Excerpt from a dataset
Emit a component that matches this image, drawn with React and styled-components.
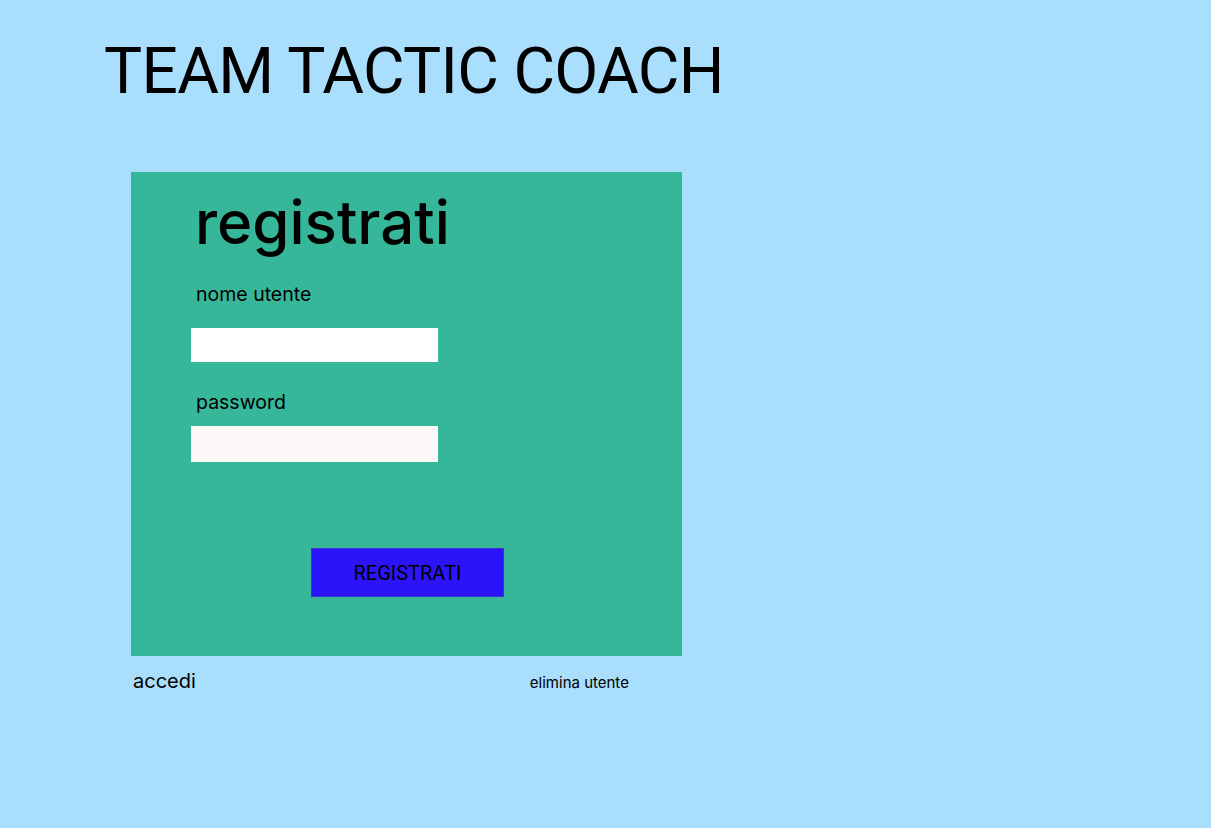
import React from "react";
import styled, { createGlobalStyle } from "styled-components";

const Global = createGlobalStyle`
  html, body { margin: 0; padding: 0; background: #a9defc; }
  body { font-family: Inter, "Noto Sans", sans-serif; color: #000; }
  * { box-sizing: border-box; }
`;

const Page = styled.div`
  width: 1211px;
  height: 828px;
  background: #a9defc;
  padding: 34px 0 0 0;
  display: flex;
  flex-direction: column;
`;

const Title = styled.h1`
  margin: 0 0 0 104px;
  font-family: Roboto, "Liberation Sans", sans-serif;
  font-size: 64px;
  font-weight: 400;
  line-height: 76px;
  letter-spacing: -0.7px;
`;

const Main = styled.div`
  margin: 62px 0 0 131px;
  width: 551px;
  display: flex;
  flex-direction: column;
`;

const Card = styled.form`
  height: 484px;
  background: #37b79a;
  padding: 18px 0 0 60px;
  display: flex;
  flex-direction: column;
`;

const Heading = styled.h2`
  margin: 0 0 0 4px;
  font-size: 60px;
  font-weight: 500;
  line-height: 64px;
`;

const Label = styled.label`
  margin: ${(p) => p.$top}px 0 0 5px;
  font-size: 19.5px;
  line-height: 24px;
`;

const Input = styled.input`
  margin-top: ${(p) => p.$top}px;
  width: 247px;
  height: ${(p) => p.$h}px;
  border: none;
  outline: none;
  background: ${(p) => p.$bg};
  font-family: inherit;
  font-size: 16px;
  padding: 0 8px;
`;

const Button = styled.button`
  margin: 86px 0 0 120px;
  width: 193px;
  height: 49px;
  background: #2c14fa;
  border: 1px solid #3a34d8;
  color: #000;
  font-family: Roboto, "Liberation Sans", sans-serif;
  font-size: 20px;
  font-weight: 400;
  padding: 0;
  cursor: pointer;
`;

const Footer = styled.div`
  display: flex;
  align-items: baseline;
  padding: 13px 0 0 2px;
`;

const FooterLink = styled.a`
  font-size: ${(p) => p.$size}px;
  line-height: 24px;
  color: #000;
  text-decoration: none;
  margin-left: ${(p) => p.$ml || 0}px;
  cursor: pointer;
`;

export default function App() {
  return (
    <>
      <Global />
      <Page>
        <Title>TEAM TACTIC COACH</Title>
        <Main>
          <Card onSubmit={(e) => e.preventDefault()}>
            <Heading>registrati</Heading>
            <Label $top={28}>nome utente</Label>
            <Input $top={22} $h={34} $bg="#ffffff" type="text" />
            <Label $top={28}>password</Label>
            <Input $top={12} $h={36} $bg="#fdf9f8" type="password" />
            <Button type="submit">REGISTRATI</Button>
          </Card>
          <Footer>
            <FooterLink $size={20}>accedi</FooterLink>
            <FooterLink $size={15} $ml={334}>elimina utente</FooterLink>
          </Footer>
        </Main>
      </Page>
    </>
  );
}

--

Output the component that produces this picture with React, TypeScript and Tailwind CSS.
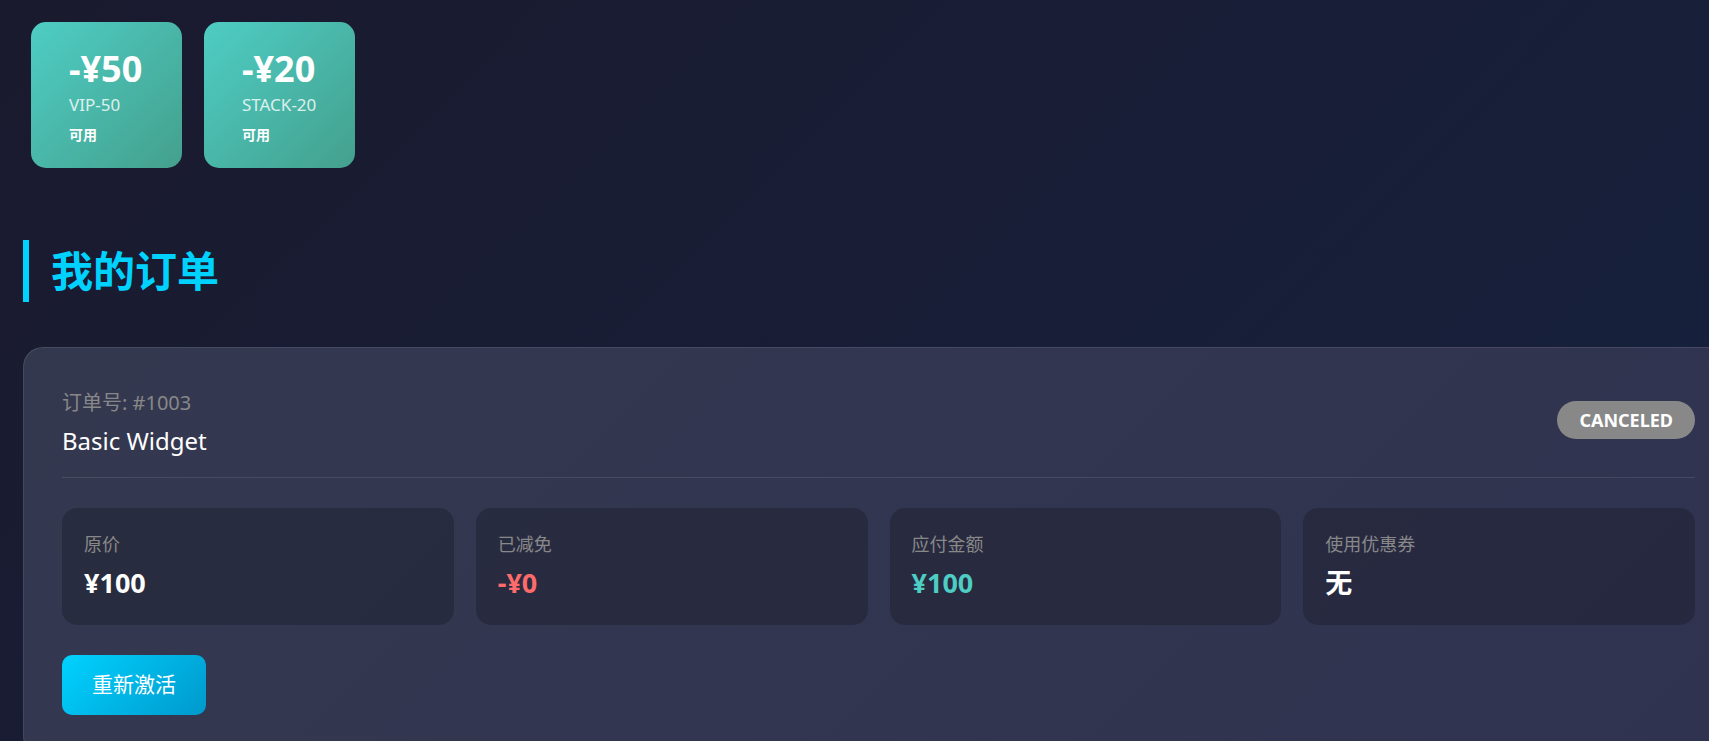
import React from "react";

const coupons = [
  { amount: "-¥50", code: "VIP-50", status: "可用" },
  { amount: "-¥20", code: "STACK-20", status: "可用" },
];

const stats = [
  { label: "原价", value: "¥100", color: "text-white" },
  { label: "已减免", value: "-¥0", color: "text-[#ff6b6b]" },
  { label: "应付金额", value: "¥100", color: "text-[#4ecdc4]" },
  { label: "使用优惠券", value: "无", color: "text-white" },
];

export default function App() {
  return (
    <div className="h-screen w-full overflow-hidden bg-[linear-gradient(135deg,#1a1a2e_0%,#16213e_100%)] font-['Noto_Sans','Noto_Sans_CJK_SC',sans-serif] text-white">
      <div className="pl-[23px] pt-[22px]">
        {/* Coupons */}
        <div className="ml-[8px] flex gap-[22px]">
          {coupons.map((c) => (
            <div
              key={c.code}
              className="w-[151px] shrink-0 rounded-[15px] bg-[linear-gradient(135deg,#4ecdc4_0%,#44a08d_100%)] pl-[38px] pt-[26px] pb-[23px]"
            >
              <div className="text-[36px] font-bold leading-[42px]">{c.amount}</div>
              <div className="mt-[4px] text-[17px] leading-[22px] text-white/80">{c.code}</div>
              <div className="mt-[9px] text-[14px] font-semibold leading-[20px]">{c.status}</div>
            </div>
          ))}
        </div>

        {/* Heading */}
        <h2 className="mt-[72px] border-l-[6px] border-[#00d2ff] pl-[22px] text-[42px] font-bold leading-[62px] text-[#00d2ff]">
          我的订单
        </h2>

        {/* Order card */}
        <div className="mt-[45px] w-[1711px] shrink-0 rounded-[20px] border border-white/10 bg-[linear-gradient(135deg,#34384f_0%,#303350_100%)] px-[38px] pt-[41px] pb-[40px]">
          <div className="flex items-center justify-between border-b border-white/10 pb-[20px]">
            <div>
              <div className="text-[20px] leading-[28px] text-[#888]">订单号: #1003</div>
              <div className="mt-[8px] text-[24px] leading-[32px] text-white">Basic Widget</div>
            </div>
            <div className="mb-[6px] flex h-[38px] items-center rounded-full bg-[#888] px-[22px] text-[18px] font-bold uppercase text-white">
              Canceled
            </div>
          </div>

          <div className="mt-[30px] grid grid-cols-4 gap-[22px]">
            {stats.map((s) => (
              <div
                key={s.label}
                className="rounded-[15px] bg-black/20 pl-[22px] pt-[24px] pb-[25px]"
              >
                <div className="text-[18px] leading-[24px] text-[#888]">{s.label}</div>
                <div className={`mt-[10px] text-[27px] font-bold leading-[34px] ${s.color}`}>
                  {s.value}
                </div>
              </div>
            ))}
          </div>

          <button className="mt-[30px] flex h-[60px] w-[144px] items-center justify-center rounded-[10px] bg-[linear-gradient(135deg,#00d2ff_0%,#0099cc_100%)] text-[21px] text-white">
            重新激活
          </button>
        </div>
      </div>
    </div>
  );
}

▶ Instructions for the task:
Return each line among the entries that holds the word "this".

▶ Result below:
Emit a component that matches this image, drawn with React and styled-components.
Output the component that produces this picture with React, TypeScript and Tailwind CSS.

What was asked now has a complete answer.